--- Begin ---

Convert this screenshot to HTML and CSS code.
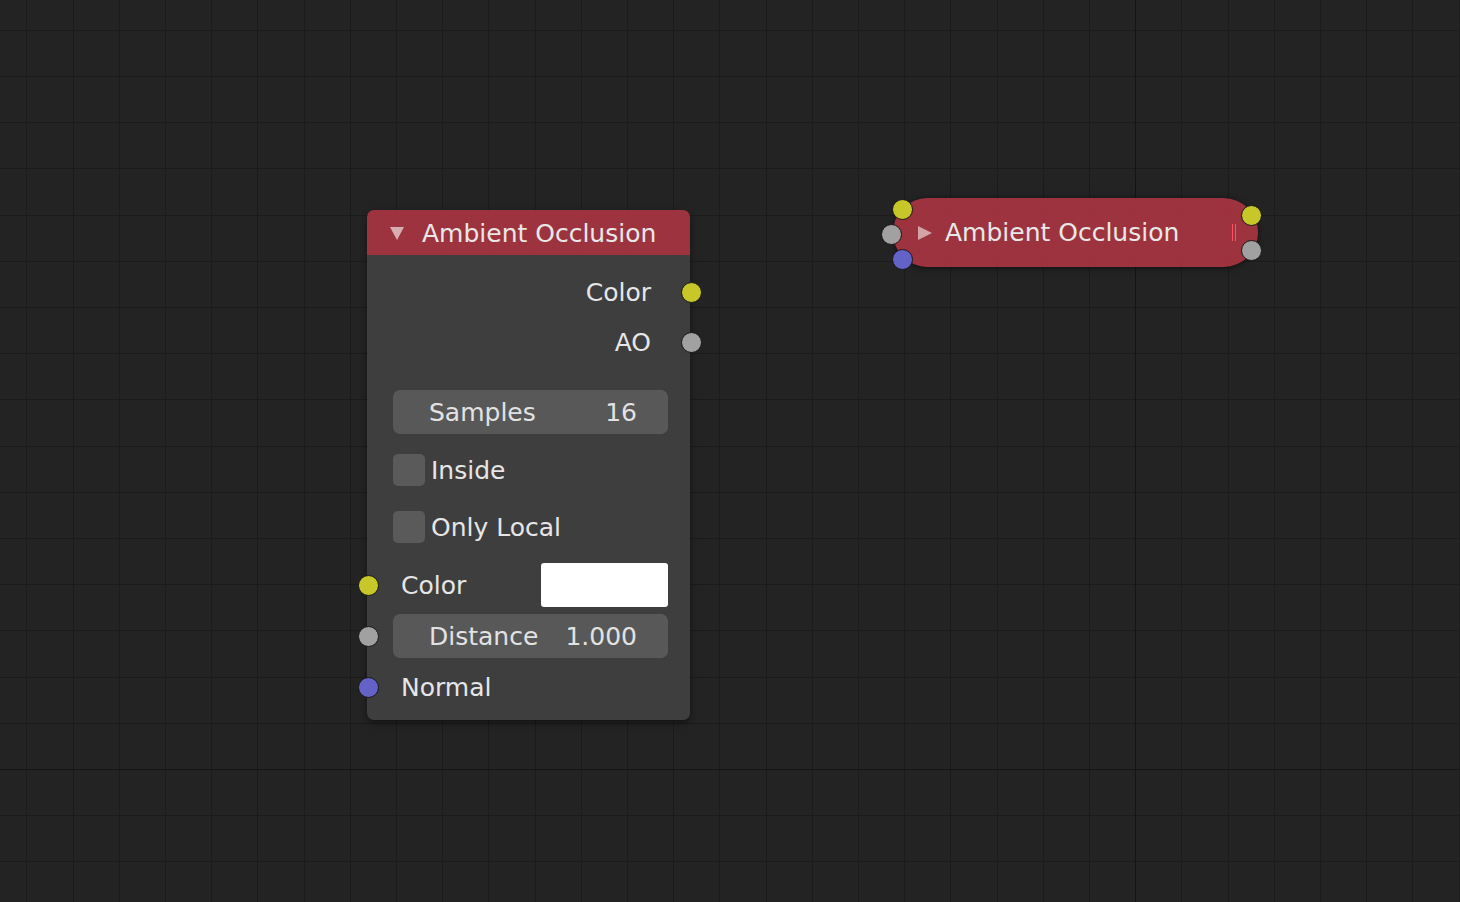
FILE: index.html
```html
<!DOCTYPE html>
<html>
<head>
<meta charset="utf-8">
<link rel="stylesheet" href="styles.css">
</head>
<body>
<div class="canvas">
  <svg class="grid" width="1460" height="902" viewBox="0 0 1460 902">
    <path class="minor" d="M26.5 0V902M73.5 0V902M119.5 0V902M165.5 0V902M211.5 0V902M257.5 0V902M304.5 0V902M350.5 0V902M396.5 0V902M442.5 0V902M488.5 0V902M535.5 0V902M581.5 0V902M627.5 0V902M673.5 0V902M719.5 0V902M766.5 0V902M812.5 0V902M858.5 0V902M904.5 0V902M950.5 0V902M997.5 0V902M1043.5 0V902M1089.5 0V902M1181.5 0V902M1228.5 0V902M1274.5 0V902M1320.5 0V902M1366.5 0V902M1412.5 0V902M1459.5 0V902M0 30.5H1460M0 76.5H1460M0 122.5H1460M0 168.5H1460M0 215.5H1460M0 261.5H1460M0 307.5H1460M0 353.5H1460M0 399.5H1460M0 446.5H1460M0 492.5H1460M0 538.5H1460M0 584.5H1460M0 630.5H1460M0 677.5H1460M0 723.5H1460M0 815.5H1460M0 861.5H1460"/>
    <path class="major" d="M1135.5 0V902M0 769.5H1460"/>
  </svg>

  <div class="node node-full">
    <div class="node-header">
      <span class="tri-down"></span>
      <span class="node-title">Ambient Occlusion</span>
    </div>
    <div class="node-body">
      <div class="row row-out row-first">
        <span class="label">Color</span>
        <span class="socket sock-yellow sock-out"></span>
      </div>
      <div class="row row-out">
        <span class="label">AO</span>
        <span class="socket sock-grey sock-out"></span>
      </div>
      <div class="row row-field row-samples">
        <div class="field">
          <span>Samples</span>
          <span>16</span>
        </div>
      </div>
      <div class="row row-check row-inside">
        <span class="checkbox"></span>
        <span class="label">Inside</span>
      </div>
      <div class="row row-check row-local">
        <span class="checkbox"></span>
        <span class="label">Only Local</span>
      </div>
      <div class="row row-in row-color">
        <span class="socket sock-yellow sock-in"></span>
        <span class="label">Color</span>
        <span class="swatch"></span>
      </div>
      <div class="row row-field row-distance">
        <span class="socket sock-grey sock-in"></span>
        <div class="field">
          <span>Distance</span>
          <span>1.000</span>
        </div>
      </div>
      <div class="row row-in row-normal">
        <span class="socket sock-blue sock-in"></span>
        <span class="label">Normal</span>
      </div>
    </div>
  </div>

  <div class="node node-collapsed">
    <span class="tri-right"></span>
    <span class="node-title">Ambient Occlusion</span>
    <span class="mute-bars"><i></i><i></i></span>
    <span class="socket sock-yellow c-in-1"></span>
    <span class="socket sock-grey c-in-2"></span>
    <span class="socket sock-blue c-in-3"></span>
    <span class="socket sock-yellow c-out-1"></span>
    <span class="socket sock-grey c-out-2"></span>
  </div>
</div>
</body>
</html>
```

FILE: styles.css
```css
* { box-sizing: border-box; }

html, body {
  margin: 0;
  padding: 0;
  background: #232323;
}

body {
  font-family: "DejaVu Sans", "Liberation Sans", sans-serif;
  font-size: 25px;
  color: #e6e6e6;
}

.canvas {
  position: relative;
  width: 1460px;
  height: 902px;
  overflow: hidden;
  background: #232323;
}

.grid {
  position: absolute;
  left: 0;
  top: 0;
  display: block;
}

.grid .minor {
  stroke: #1b1b1b;
  stroke-width: 1;
  fill: none;
  shape-rendering: crispEdges;
}

.grid .major {
  stroke: #141414;
  stroke-width: 1;
  fill: none;
  shape-rendering: crispEdges;
}

/* ---------- nodes ---------- */
.node {
  position: absolute;
}

.node-full {
  left: 367px;
  top: 210px;
  width: 323px;
  border-radius: 7px;
  box-shadow: 0 3px 6px rgba(0, 0, 0, 0.45);
}

.node-header {
  height: 45px;
  display: flex;
  align-items: center;
  padding: 3px 0 0 23px;
  gap: 18px;
  background: rgba(165, 52, 64, 0.94);
  border-radius: 7px 7px 0 0;
}

.node-title {
  line-height: 1;
  white-space: nowrap;
  color: #e8e8e8;
  padding-bottom: 1px;
}

.tri-down {
  width: 0;
  height: 0;
  margin-top: -2px;
  border-left: 7px solid transparent;
  border-right: 7px solid transparent;
  border-top: 13px solid rgba(255, 255, 255, 0.6);
}

.node-body {
  background: rgba(66, 66, 66, 0.88);
  border-radius: 0 0 7px 7px;
  padding: 12px 0 11px;
  display: flex;
  flex-direction: column;
}

.row {
  position: relative;
  display: flex;
  align-items: center;
}

.label {
  line-height: 1;
  white-space: nowrap;
}

.row-out {
  height: 50px;
  justify-content: flex-end;
  padding-right: 39px;
}

.row-field {
  height: 44px;
  padding: 0 22px 0 26px;
}

.row-samples { margin-top: 23px; }
.row-distance { margin-top: 7px; }

.field {
  flex: 1;
  height: 44px;
  border-radius: 7px;
  background: #585858;
  display: flex;
  align-items: center;
  justify-content: space-between;
  padding: 0 31px 0 36px;
  line-height: 1;
  color: #e2e2e2;
}

.row-check {
  height: 32px;
  padding-left: 26px;
  gap: 6px;
}

.row-inside { margin-top: 20px; }
.row-local { margin-top: 25px; }

.checkbox {
  width: 32px;
  height: 32px;
  border-radius: 5px;
  background: #5a5a5a;
}

.row-in {
  height: 44px;
  padding: 0 22px 0 34px;
}

.row-color {
  margin-top: 20px;
  justify-content: space-between;
}

.row-normal { margin-top: 7px; }

.swatch {
  width: 127px;
  height: 44px;
  border-radius: 3px;
  background: #ffffff;
}

/* ---------- sockets ---------- */
.socket {
  position: absolute;
  width: 21px;
  height: 21px;
  border-radius: 50%;
  border: 1px solid #171717;
}

.sock-yellow { background: #c7c729; }
.sock-grey { background: #a1a1a1; }
.sock-blue { background: #6363c7; }

.sock-out {
  right: -12px;
  top: 50%;
  margin-top: -10px;
}

.sock-in {
  left: -9px;
  top: 50%;
  margin-top: -10px;
}

/* ---------- collapsed node ---------- */
.node-collapsed {
  left: 893px;
  top: 198px;
  width: 365px;
  height: 69px;
  border-radius: 35px;
  background: rgba(165, 52, 64, 0.94);
  box-shadow: 0 1px 6px rgba(0, 0, 0, 0.55);
  display: flex;
  align-items: center;
  padding: 0 22px 0 25px;
  gap: 13px;
}

.tri-right {
  width: 0;
  height: 0;
  border-top: 7px solid transparent;
  border-bottom: 7px solid transparent;
  border-left: 14px solid rgba(255, 255, 255, 0.55);
}

.mute-bars {
  margin-left: auto;
  display: flex;
  gap: 2px;
  height: 17px;
}

.mute-bars i {
  display: block;
  width: 1px;
  height: 17px;
  background: #ff4f62;
}

.c-in-1 { left: -1px; top: 1px; }
.c-in-2 { left: -12px; top: 26px; }
.c-in-3 { left: -1px; top: 51px; }
.c-out-1 { right: -4px; top: 7px; }
.c-out-2 { right: -4px; top: 42px; }
```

--- End ---

## Task brief
Reproduce the whole listing exactly, but not the images in it.

## Full answer
Convert this screenshot to HTML and CSS code.
FILE: index.html
```html
<!DOCTYPE html>
<html>
<head>
<meta charset="utf-8">
<link rel="stylesheet" href="styles.css">
</head>
<body>
<div class="canvas">
  <svg class="grid" width="1460" height="902" viewBox="0 0 1460 902">
    <path class="minor" d="M26.5 0V902M73.5 0V902M119.5 0V902M165.5 0V902M211.5 0V902M257.5 0V902M304.5 0V902M350.5 0V902M396.5 0V902M442.5 0V902M488.5 0V902M535.5 0V902M581.5 0V902M627.5 0V902M673.5 0V902M719.5 0V902M766.5 0V902M812.5 0V902M858.5 0V902M904.5 0V902M950.5 0V902M997.5 0V902M1043.5 0V902M1089.5 0V902M1181.5 0V902M1228.5 0V902M1274.5 0V902M1320.5 0V902M1366.5 0V902M1412.5 0V902M1459.5 0V902M0 30.5H1460M0 76.5H1460M0 122.5H1460M0 168.5H1460M0 215.5H1460M0 261.5H1460M0 307.5H1460M0 353.5H1460M0 399.5H1460M0 446.5H1460M0 492.5H1460M0 538.5H1460M0 584.5H1460M0 630.5H1460M0 677.5H1460M0 723.5H1460M0 815.5H1460M0 861.5H1460"/>
    <path class="major" d="M1135.5 0V902M0 769.5H1460"/>
  </svg>

  <div class="node node-full">
    <div class="node-header">
      <span class="tri-down"></span>
      <span class="node-title">Ambient Occlusion</span>
    </div>
    <div class="node-body">
      <div class="row row-out row-first">
        <span class="label">Color</span>
        <span class="socket sock-yellow sock-out"></span>
      </div>
      <div class="row row-out">
        <span class="label">AO</span>
        <span class="socket sock-grey sock-out"></span>
      </div>
      <div class="row row-field row-samples">
        <div class="field">
          <span>Samples</span>
          <span>16</span>
        </div>
      </div>
      <div class="row row-check row-inside">
        <span class="checkbox"></span>
        <span class="label">Inside</span>
      </div>
      <div class="row row-check row-local">
        <span class="checkbox"></span>
        <span class="label">Only Local</span>
      </div>
      <div class="row row-in row-color">
        <span class="socket sock-yellow sock-in"></span>
        <span class="label">Color</span>
        <span class="swatch"></span>
      </div>
      <div class="row row-field row-distance">
        <span class="socket sock-grey sock-in"></span>
        <div class="field">
          <span>Distance</span>
          <span>1.000</span>
        </div>
      </div>
      <div class="row row-in row-normal">
        <span class="socket sock-blue sock-in"></span>
        <span class="label">Normal</span>
      </div>
    </div>
  </div>

  <div class="node node-collapsed">
    <span class="tri-right"></span>
    <span class="node-title">Ambient Occlusion</span>
    <span class="mute-bars"><i></i><i></i></span>
    <span class="socket sock-yellow c-in-1"></span>
    <span class="socket sock-grey c-in-2"></span>
    <span class="socket sock-blue c-in-3"></span>
    <span class="socket sock-yellow c-out-1"></span>
    <span class="socket sock-grey c-out-2"></span>
  </div>
</div>
</body>
</html>
```

FILE: styles.css
```css
* { box-sizing: border-box; }

html, body {
  margin: 0;
  padding: 0;
  background: #232323;
}

body {
  font-family: "DejaVu Sans", "Liberation Sans", sans-serif;
  font-size: 25px;
  color: #e6e6e6;
}

.canvas {
  position: relative;
  width: 1460px;
  height: 902px;
  overflow: hidden;
  background: #232323;
}

.grid {
  position: absolute;
  left: 0;
  top: 0;
  display: block;
}

.grid .minor {
  stroke: #1b1b1b;
  stroke-width: 1;
  fill: none;
  shape-rendering: crispEdges;
}

.grid .major {
  stroke: #141414;
  stroke-width: 1;
  fill: none;
  shape-rendering: crispEdges;
}

/* ---------- nodes ---------- */
.node {
  position: absolute;
}

.node-full {
  left: 367px;
  top: 210px;
  width: 323px;
  border-radius: 7px;
  box-shadow: 0 3px 6px rgba(0, 0, 0, 0.45);
}

.node-header {
  height: 45px;
  display: flex;
  align-items: center;
  padding: 3px 0 0 23px;
  gap: 18px;
  background: rgba(165, 52, 64, 0.94);
  border-radius: 7px 7px 0 0;
}

.node-title {
  line-height: 1;
  white-space: nowrap;
  color: #e8e8e8;
  padding-bottom: 1px;
}

.tri-down {
  width: 0;
  height: 0;
  margin-top: -2px;
  border-left: 7px solid transparent;
  border-right: 7px solid transparent;
  border-top: 13px solid rgba(255, 255, 255, 0.6);
}

.node-body {
  background: rgba(66, 66, 66, 0.88);
  border-radius: 0 0 7px 7px;
  padding: 12px 0 11px;
  display: flex;
  flex-direction: column;
}

.row {
  position: relative;
  display: flex;
  align-items: center;
}

.label {
  line-height: 1;
  white-space: nowrap;
}

.row-out {
  height: 50px;
  justify-content: flex-end;
  padding-right: 39px;
}

.row-field {
  height: 44px;
  padding: 0 22px 0 26px;
}

.row-samples { margin-top: 23px; }
.row-distance { margin-top: 7px; }

.field {
  flex: 1;
  height: 44px;
  border-radius: 7px;
  background: #585858;
  display: flex;
  align-items: center;
  justify-content: space-between;
  padding: 0 31px 0 36px;
  line-height: 1;
  color: #e2e2e2;
}

.row-check {
  height: 32px;
  padding-left: 26px;
  gap: 6px;
}

.row-inside { margin-top: 20px; }
.row-local { margin-top: 25px; }

.checkbox {
  width: 32px;
  height: 32px;
  border-radius: 5px;
  background: #5a5a5a;
}

.row-in {
  height: 44px;
  padding: 0 22px 0 34px;
}

.row-color {
  margin-top: 20px;
  justify-content: space-between;
}

.row-normal { margin-top: 7px; }

.swatch {
  width: 127px;
  height: 44px;
  border-radius: 3px;
  background: #ffffff;
}

/* ---------- sockets ---------- */
.socket {
  position: absolute;
  width: 21px;
  height: 21px;
  border-radius: 50%;
  border: 1px solid #171717;
}

.sock-yellow { background: #c7c729; }
.sock-grey { background: #a1a1a1; }
.sock-blue { background: #6363c7; }

.sock-out {
  right: -12px;
  top: 50%;
  margin-top: -10px;
}

.sock-in {
  left: -9px;
  top: 50%;
  margin-top: -10px;
}

/* ---------- collapsed node ---------- */
.node-collapsed {
  left: 893px;
  top: 198px;
  width: 365px;
  height: 69px;
  border-radius: 35px;
  background: rgba(165, 52, 64, 0.94);
  box-shadow: 0 1px 6px rgba(0, 0, 0, 0.55);
  display: flex;
  align-items: center;
  padding: 0 22px 0 25px;
  gap: 13px;
}

.tri-right {
  width: 0;
  height: 0;
  border-top: 7px solid transparent;
  border-bottom: 7px solid transparent;
  border-left: 14px solid rgba(255, 255, 255, 0.55);
}

.mute-bars {
  margin-left: auto;
  display: flex;
  gap: 2px;
  height: 17px;
}

.mute-bars i {
  display: block;
  width: 1px;
  height: 17px;
  background: #ff4f62;
}

.c-in-1 { left: -1px; top: 1px; }
.c-in-2 { left: -12px; top: 26px; }
.c-in-3 { left: -1px; top: 51px; }
.c-out-1 { right: -4px; top: 7px; }
.c-out-2 { right: -4px; top: 42px; }
```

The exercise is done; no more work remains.